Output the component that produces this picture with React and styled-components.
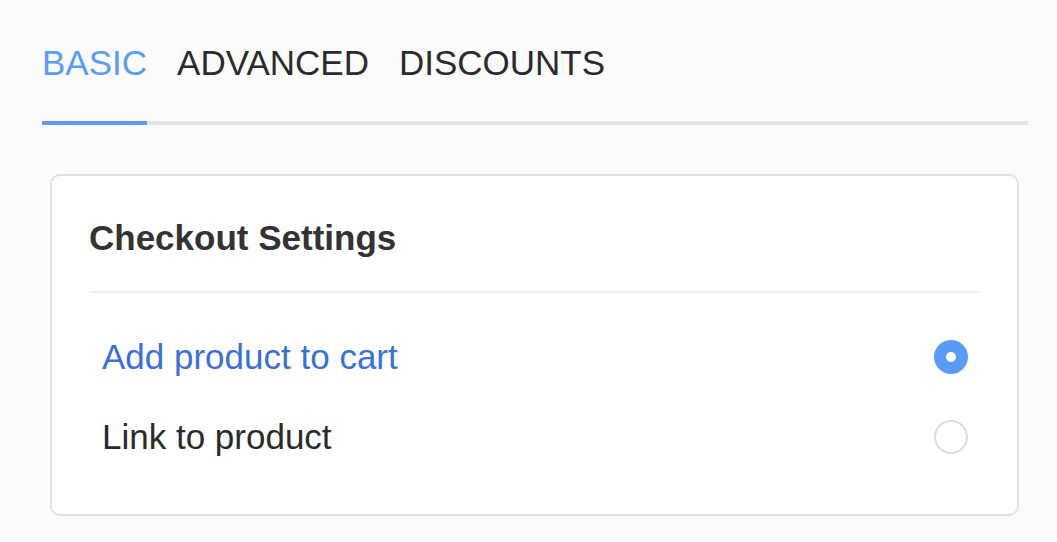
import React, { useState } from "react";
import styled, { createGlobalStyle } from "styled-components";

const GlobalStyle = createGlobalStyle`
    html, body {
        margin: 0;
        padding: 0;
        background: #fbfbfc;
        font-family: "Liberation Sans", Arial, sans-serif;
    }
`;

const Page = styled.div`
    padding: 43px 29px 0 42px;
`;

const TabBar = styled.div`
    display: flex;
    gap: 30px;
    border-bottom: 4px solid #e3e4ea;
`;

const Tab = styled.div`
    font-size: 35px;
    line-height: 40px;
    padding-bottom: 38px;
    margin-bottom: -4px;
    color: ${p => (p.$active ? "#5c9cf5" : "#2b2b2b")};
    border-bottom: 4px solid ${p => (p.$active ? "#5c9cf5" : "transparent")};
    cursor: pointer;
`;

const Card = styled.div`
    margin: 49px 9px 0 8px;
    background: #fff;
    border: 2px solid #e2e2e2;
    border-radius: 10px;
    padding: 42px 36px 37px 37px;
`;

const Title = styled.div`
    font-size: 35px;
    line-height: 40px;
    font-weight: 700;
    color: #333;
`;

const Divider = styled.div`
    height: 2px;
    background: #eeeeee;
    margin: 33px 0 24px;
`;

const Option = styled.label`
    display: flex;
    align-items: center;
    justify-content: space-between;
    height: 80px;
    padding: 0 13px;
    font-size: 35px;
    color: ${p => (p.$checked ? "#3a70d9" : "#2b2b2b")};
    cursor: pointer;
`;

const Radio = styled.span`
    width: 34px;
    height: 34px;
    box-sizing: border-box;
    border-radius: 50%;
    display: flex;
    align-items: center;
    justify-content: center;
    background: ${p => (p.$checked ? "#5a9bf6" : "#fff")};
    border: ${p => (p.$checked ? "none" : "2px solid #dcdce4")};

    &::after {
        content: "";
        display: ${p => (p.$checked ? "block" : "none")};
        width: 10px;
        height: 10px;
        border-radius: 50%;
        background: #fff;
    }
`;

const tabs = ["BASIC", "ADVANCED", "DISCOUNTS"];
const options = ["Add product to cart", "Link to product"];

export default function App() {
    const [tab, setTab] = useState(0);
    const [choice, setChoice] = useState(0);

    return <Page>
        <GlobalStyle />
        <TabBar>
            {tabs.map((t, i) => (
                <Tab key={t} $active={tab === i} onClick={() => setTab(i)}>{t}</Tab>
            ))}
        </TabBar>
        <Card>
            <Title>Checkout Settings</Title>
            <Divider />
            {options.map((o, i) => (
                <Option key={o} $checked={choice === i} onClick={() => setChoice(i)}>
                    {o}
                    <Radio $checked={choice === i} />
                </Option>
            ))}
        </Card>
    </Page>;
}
-----
(Your instructions) Set down all the data again exactly as above, pictures excluded.

(Response to this exercise)
Output the component that produces this picture with React and styled-components.
import React, { useState } from "react";
import styled, { createGlobalStyle } from "styled-components";

const GlobalStyle = createGlobalStyle`
    html, body {
        margin: 0;
        padding: 0;
        background: #fbfbfc;
        font-family: "Liberation Sans", Arial, sans-serif;
    }
`;

const Page = styled.div`
    padding: 43px 29px 0 42px;
`;

const TabBar = styled.div`
    display: flex;
    gap: 30px;
    border-bottom: 4px solid #e3e4ea;
`;

const Tab = styled.div`
    font-size: 35px;
    line-height: 40px;
    padding-bottom: 38px;
    margin-bottom: -4px;
    color: ${p => (p.$active ? "#5c9cf5" : "#2b2b2b")};
    border-bottom: 4px solid ${p => (p.$active ? "#5c9cf5" : "transparent")};
    cursor: pointer;
`;

const Card = styled.div`
    margin: 49px 9px 0 8px;
    background: #fff;
    border: 2px solid #e2e2e2;
    border-radius: 10px;
    padding: 42px 36px 37px 37px;
`;

const Title = styled.div`
    font-size: 35px;
    line-height: 40px;
    font-weight: 700;
    color: #333;
`;

const Divider = styled.div`
    height: 2px;
    background: #eeeeee;
    margin: 33px 0 24px;
`;

const Option = styled.label`
    display: flex;
    align-items: center;
    justify-content: space-between;
    height: 80px;
    padding: 0 13px;
    font-size: 35px;
    color: ${p => (p.$checked ? "#3a70d9" : "#2b2b2b")};
    cursor: pointer;
`;

const Radio = styled.span`
    width: 34px;
    height: 34px;
    box-sizing: border-box;
    border-radius: 50%;
    display: flex;
    align-items: center;
    justify-content: center;
    background: ${p => (p.$checked ? "#5a9bf6" : "#fff")};
    border: ${p => (p.$checked ? "none" : "2px solid #dcdce4")};

    &::after {
        content: "";
        display: ${p => (p.$checked ? "block" : "none")};
        width: 10px;
        height: 10px;
        border-radius: 50%;
        background: #fff;
    }
`;

const tabs = ["BASIC", "ADVANCED", "DISCOUNTS"];
const options = ["Add product to cart", "Link to product"];

export default function App() {
    const [tab, setTab] = useState(0);
    const [choice, setChoice] = useState(0);

    return <Page>
        <GlobalStyle />
        <TabBar>
            {tabs.map((t, i) => (
                <Tab key={t} $active={tab === i} onClick={() => setTab(i)}>{t}</Tab>
            ))}
        </TabBar>
        <Card>
            <Title>Checkout Settings</Title>
            <Divider />
            {options.map((o, i) => (
                <Option key={o} $checked={choice === i} onClick={() => setChoice(i)}>
                    {o}
                    <Radio $checked={choice === i} />
                </Option>
            ))}
        </Card>
    </Page>;
}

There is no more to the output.